Brian McBride Profile
|Born||Jun 19, 1972|
|Birthplace||Arlington Heights, Illinois, USA|
A star of MLS, Premier League and USMNT soccer in years gone by, Brian McBride made a significant impact as a player. Now general manager of USMNT, he's still playing a part in growing the US game.
Brian McBride is an American retired soccer player who played for clubs in the USA, England and Germany as well as the United States national team. He began his career playing for Milwaukee Rampage in Wisconsin before a short stint with German club Wolfsburg. He returned to the USA in 1996 to join MLS side Columbus Crew and played there for eight years before making the move to England.
McBride joined Fulham in 2004, having already experienced English football with loan spells at Preston North End and Everton. He enjoyed nearly five years with the West London club, scoring 33 Premier League goals, before moving back to the States to see out his playing days with Chicago Fire. He was a fans' favourite at most clubs he played for due to a superb work ethic and the fact he was never afraid to get stuck in when it mattered.
He earned 95 caps for the United States national side, scoring 30 goals and was part of the side that won the 2002 Gold Cup. He played in the 1998, 2002 and 2006 World Cups and came out of international retirement to feature for the USA at the 2008 Beijing Olympics.
Brian McBride and his early years
Born in Arlington Heights, Illinois, McBride attended Saint Louis University and set records during his four seasons playing for the college's soccer team, the Billikens. He started 89 games, scoring 72 goals and recording 40 assists while being named as a 1993 first-team All American. He was also named Most Valuable Player of the Great Midwest Conference three years in a row and included in the All-Conference first team.
He started out playing in goal at high school but it soon became obvious that his future lay in trying to score goals rather than stopping them and he soon switched to playing striker.
After graduating in 1993, McBride joined minor league club Milwaukee Rampage the following year and turned heads with his prowess in front of goal. He scored 17 goals and assisted another 18 in just 18 games for the club. While with Rampage, he played alongside Tony Sanneh, who went on to have an illustrious MLS career and make many appearances for the USA team.
Wolfsburg and returning to America
McBride opted to move overseas and joined German club Wolfsburg in 1994. They were playing in the second tier of German football at the time and he linked up with a number of young American players at the club. Chad Deering, Claudio Reyna and Mike Lapper were also on the books.
He struggled to find any real form while at Wolfsburg, scoring just two goals in 18 appearances. He made one notable contribution, however, scoring in a 2-1 victory over Bayern Munich's reserve team in the DFB-Pokal (German Cup) quarter-finals. They reached the final of the competition that season but McBride was not selected to play in the showpiece match.

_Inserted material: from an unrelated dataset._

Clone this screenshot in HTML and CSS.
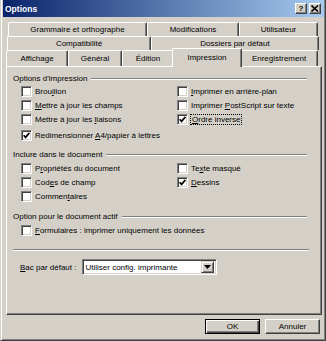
FILE: index.html
```html
<!DOCTYPE html>
<html lang="fr">
<head>
<meta charset="utf-8">
<title>Options</title>
<link rel="stylesheet" href="styles.css">
</head>
<body>
<div class="window">
  <div class="titlebar">
    <span class="title">Options</span>
    <div class="tb-btns">
      <span class="tb-btn help">?</span>
      <span class="tb-btn close"><svg width="8" height="7" viewBox="0 0 8 7"><path d="M0.5 0.5 L7 6.5 M7 0.5 L0.5 6.5" stroke="#000" stroke-width="1.6" fill="none"/></svg></span>
    </div>
  </div>

  <div class="tabs">
    <div class="tabrow row1">
      <div class="tab w139">Grammaire et orthographe</div>
      <div class="tab w92">Modifications</div>
      <div class="tab w79">Utilisateur</div>
    </div>
    <div class="tabrow row2">
      <div class="tab w144">Compatibilité</div>
      <div class="tab w168">Dossiers par défaut</div>
    </div>
    <div class="tabrow row3">
      <div class="tab w62">Affichage</div>
      <div class="tab w54">Général</div>
      <div class="tab w52">Édition</div>
      <div class="tab w66 active">Impression</div>
      <div class="tab w78">Enregistrement</div>
    </div>
  </div>

  <div class="panel">
    <div class="group-head g1"><span>Options d'impression</span><i class="etch"></i></div>
    <div class="opts o1">
      <div class="col">
        <div class="chk"><span class="box"></span><span>Brou<u>i</u>llon</span></div>
        <div class="chk"><span class="box"></span><span><u>M</u>ettre à jour les champs</span></div>
        <div class="chk"><span class="box"></span><span>Mettre à jour les <u>l</u>iaisons</span></div>
        <div class="chk extra"><span class="box checked"><svg width="7" height="7" viewBox="0 0 7 7"><path d="M0.6 3.2 L2.6 5.4 L6.4 0.9" stroke="#000" stroke-width="1.7" fill="none"/></svg></span><span>Redimensionner <u>A</u>4/papier à lettres</span></div>
      </div>
      <div class="col">
        <div class="chk"><span class="box"></span><span><u>I</u>mprimer en arrière-plan</span></div>
        <div class="chk"><span class="box"></span><span>Imprimer <u>P</u>ostScript sur texte</span></div>
        <div class="chk"><span class="box checked"><svg width="7" height="7" viewBox="0 0 7 7"><path d="M0.6 3.2 L2.6 5.4 L6.4 0.9" stroke="#000" stroke-width="1.7" fill="none"/></svg></span><span class="focus"><u>O</u>rdre inverse</span></div>
      </div>
    </div>

    <div class="group-head g2"><span>Inclure dans le document</span><i class="etch"></i></div>
    <div class="opts o2">
      <div class="col">
        <div class="chk"><span class="box"></span><span>P<u>r</u>opriétés du document</span></div>
        <div class="chk"><span class="box"></span><span>Cod<u>e</u>s de champ</span></div>
        <div class="chk"><span class="box"></span><span>Commen<u>t</u>aires</span></div>
      </div>
      <div class="col">
        <div class="chk"><span class="box"></span><span>Te<u>x</u>te masqué</span></div>
        <div class="chk"><span class="box checked"><svg width="7" height="7" viewBox="0 0 7 7"><path d="M0.6 3.2 L2.6 5.4 L6.4 0.9" stroke="#000" stroke-width="1.7" fill="none"/></svg></span><span><u>D</u>essins</span></div>
      </div>
    </div>

    <div class="group-head g3"><span>Option pour le document actif</span><i class="etch"></i></div>
    <div class="opts o3">
      <div class="col">
        <div class="chk"><span class="box"></span><span><u>F</u>ormulaires : imprimer uniquement les données</span></div>
      </div>
    </div>

    <div class="sep"></div>

    <div class="bac">
      <span class="bac-label"><u>B</u>ac par défaut :</span>
      <div class="select">
        <span class="sel-text">Utiliser config. imprimante</span>
        <span class="sel-btn"><svg width="7" height="4" viewBox="0 0 7 4"><path d="M0 0 H7 L3.5 4 Z" fill="#000"/></svg></span>
      </div>
    </div>
  </div>

  <div class="buttons">
    <div class="btn default">OK</div>
    <div class="btn">Annuler</div>
  </div>
</div>
</body>
</html>
```

FILE: styles.css
```css
html, body {
  margin: 0;
  padding: 0;
  background: #d4d0c8;
}

body {
  font-family: "Liberation Sans", Arial, sans-serif;
  font-size: 8px;
  color: #000;
}

.window {
  width: 326px;
  height: 341px;
  box-sizing: border-box;
  background: #d4d0c8;
  border-left: 1px solid #d4d0c8;
  border-right: 1px solid #404040;
  border-bottom: 1px solid #404040;
  box-shadow: inset 1px 0 #ffffff, inset -1px -1px #808080;
  padding: 0 1px 2px 2px;
}

/* Title bar */
.titlebar {
  height: 17px;
  background: linear-gradient(to right, #0a246a, #a6caf0);
  display: flex;
  align-items: center;
  justify-content: space-between;
  padding-left: 2px;
}

.title {
  color: #fff;
  font-weight: bold;
  font-size: 8.5px;
}

.tb-btns {
  display: flex;
  gap: 2px;
  margin-right: 3px;
}

.tb-btn {
  width: 12px;
  height: 11px;
  box-sizing: border-box;
  background: #d4d0c8;
  border-top: 1px solid #fff;
  border-left: 1px solid #fff;
  border-right: 1px solid #404040;
  border-bottom: 1px solid #404040;
  box-shadow: inset -1px -1px #808080;
  display: flex;
  align-items: center;
  justify-content: center;
  font-weight: bold;
  font-size: 8px;
  line-height: 9px;
}

/* Tabs */
.tabs {
  margin-top: 5px;
}

.tabrow {
  display: flex;
  align-items: flex-start;
}

.row1 { height: 14px; margin-left: 5px; }
.row2 { height: 14px; margin-left: 4px; }
.row3 { height: 16px; margin-left: 3px; }

.tab {
  box-sizing: border-box;
  height: 100%;
  background: #d4d0c8;
  border-top: 1px solid #fff;
  border-left: 1px solid #fff;
  border-right: 1px solid #404040;
  box-shadow: inset -1px 0 #808080;
  border-radius: 2px 2px 0 0;
  text-align: center;
  line-height: 14px;
  white-space: nowrap;
}

.row1 .tab, .row2 .tab { line-height: 13px; }
.row3 .tab { line-height: 16px; }

.w139 { width: 139px; }
.w92 { width: 92px; }
.w79 { width: 79px; }
.w144 { width: 144px; }
.w168 { width: 168px; }
.w62 { width: 62px; }
.w54 { width: 54px; }
.w52 { width: 52px; }
.w66 { width: 66px; }
.w78 { width: 78px; }

.row3 .tab.active {
  width: 70px;
  height: 19px;
  margin: -2px -2px -1px;
  line-height: 17px;
  position: relative;
  z-index: 2;
}

/* Panel */
.panel {
  position: relative;
  z-index: 1;
  margin-left: 3px;
  width: 316px;
  height: 249px;
  box-sizing: border-box;
  border-top: 1px solid #fff;
  border-left: 1px solid #fff;
  border-right: 1px solid #404040;
  border-bottom: 1px solid #404040;
  box-shadow: inset -1px -1px #808080;
}

.group-head {
  display: flex;
  align-items: center;
  height: 11px;
  margin-left: 6px;
  margin-right: 14px;
  white-space: nowrap;
}

.g1 { margin-top: 6px; }
.g2 { margin-top: 7px; }
.g3 { margin-top: 8px; }

.etch {
  flex: 1;
  height: 0;
  border-top: 1px solid #808080;
  border-bottom: 1px solid #fff;
  margin-left: 4px;
}

.opts {
  display: grid;
  grid-template-columns: 156px 1fr;
  padding-left: 14px;
}

.o2, .o3 { margin-top: 1px; }
.o3 { grid-template-columns: 1fr; }

.col {
  display: flex;
  flex-direction: column;
}

.chk {
  height: 14px;
  display: flex;
  align-items: center;
  white-space: nowrap;
}

.chk.extra { margin-top: 2px; }

.box {
  width: 11px;
  height: 11px;
  flex: none;
  box-sizing: border-box;
  background: #fff;
  border-top: 1px solid #808080;
  border-left: 1px solid #808080;
  border-right: 1px solid #fff;
  border-bottom: 1px solid #fff;
  box-shadow: inset 1px 1px #404040, inset -1px -1px #d4d0c8;
  margin-right: 3px;
  display: flex;
  align-items: center;
  justify-content: center;
}

.box svg { display: block; }

.focus {
  outline: 1px dotted #000;
  outline-offset: 0;
  padding: 0 1px;
}

u { text-decoration: underline; text-underline-offset: 1px; }

.sep {
  margin: 12px 12px 0 6px;
  height: 0;
  border-top: 1px solid #808080;
  border-bottom: 1px solid #fff;
}

.bac {
  display: flex;
  align-items: center;
  margin-top: 8px;
  padding-left: 13px;
  height: 16px;
}

.bac-label { margin-right: 5px; white-space: nowrap; }

.select {
  width: 135px;
  height: 16px;
  box-sizing: border-box;
  background: #fff;
  border-top: 1px solid #808080;
  border-left: 1px solid #808080;
  border-right: 1px solid #fff;
  border-bottom: 1px solid #fff;
  box-shadow: inset 1px 1px #404040, inset -1px -1px #d4d0c8;
  display: flex;
  align-items: center;
  padding: 2px;
}

.sel-text {
  flex: 1;
  padding-left: 1px;
  white-space: nowrap;
}

.sel-btn {
  width: 13px;
  height: 12px;
  box-sizing: border-box;
  background: #d4d0c8;
  border-top: 1px solid #d4d0c8;
  border-left: 1px solid #d4d0c8;
  border-right: 1px solid #404040;
  border-bottom: 1px solid #404040;
  box-shadow: inset 1px 1px #fff, inset -1px -1px #808080;
  display: flex;
  align-items: center;
  justify-content: center;
}

.sel-btn svg { display: block; }

/* Buttons */
.buttons {
  display: flex;
  justify-content: flex-end;
  gap: 5px;
  margin-top: 4px;
  padding-right: 4px;
}

.btn {
  width: 55px;
  height: 15px;
  box-sizing: border-box;
  background: #d4d0c8;
  border-top: 1px solid #fff;
  border-left: 1px solid #fff;
  border-right: 1px solid #404040;
  border-bottom: 1px solid #404040;
  box-shadow: inset -1px -1px #808080;
  text-align: center;
  line-height: 13px;
}

.btn.default {
  border: 1px solid #000;
  box-shadow: inset 1px 1px #fff, inset -1px -1px #404040, inset -2px -2px #808080;
}
```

He opted to leave the club at the end of the campaign and, with the creation of Major League Soccer back in the States, decided to move 'home' to sign for Columbus Crew in 1996. It was during eight years playing at the Mapfre Stadium that McBride began to show his true skills as a forward. He was the first overall pick of the MLS Inaugural Draft and he hit the ground running, scoring 17 goals from 28 outings in his first season.
He never again matched that tally for a single season but ended up finding the net 62 times from 161 league games. He also provided 45 assists and is regarded as one of the club's best-ever players. In 2011, the club honoured McBride by naming him the inaugural member of its 'Circle of Honor'. He ended his time with Columbus in 2003 and signed off by netting 12 times from 24 appearances that year.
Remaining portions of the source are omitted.